Key Lessons From Production
Always use Managed Identity and Key Vault — never hardcode connection strings anywhere.
Service Bus trigger is more reliable than HTTP for processing integration messages — it handles retries, dead lettering, and message locking automatically.
Use Durable Functions for any workflow that might run longer than 10 minutes or needs to wait for external callbacks.
Premium plan eliminates cold starts for customer-facing functions — the Consumption plan cold start is acceptable for background processing but not for real-time user requests.
Keep functions small and focused — one function should do one job. If your function is doing three things, split it into three functions.
Always add local.settings.json to your .gitignore file — it contains your local connection strings and must never be committed to GitHub.
The Complete Azure Integration Stack
This is the architecture that handles enterprise-scale integrations reliably:
External requests enter through Azure API Management which handles authentication, rate limiting, and routing. Logic Apps orchestrate the business workflow using built-in connectors. Azure Service Bus provides reliable messaging between components with dead letter queues for failures. Function Apps handle complex C# transformation logic that Logic Apps cannot express. Azure SQL Database provides persistent storage. Application Insights monitors every step of the entire stack automatically.

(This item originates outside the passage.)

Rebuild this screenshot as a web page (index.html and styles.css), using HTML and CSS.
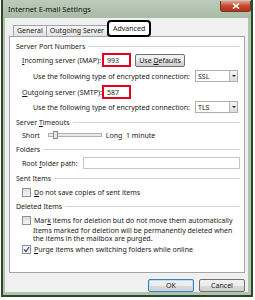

Each layer has one responsibility. No layer does what another layer is designed for. This separation is what makes the architecture maintainable and debuggable at scale.
Summary
Azure Function Apps are the C# powerhouse of the Azure integration stack. Serverless execution means zero infrastructure management. Six trigger types connect to every Azure service. Bindings eliminate boilerplate connection code. Durable Functions handle complex long-running workflows.
Combined with Logic Apps for orchestration, Service Bus for messaging, and APIM for the front door — Function Apps complete the enterprise integration toolkit on Azure.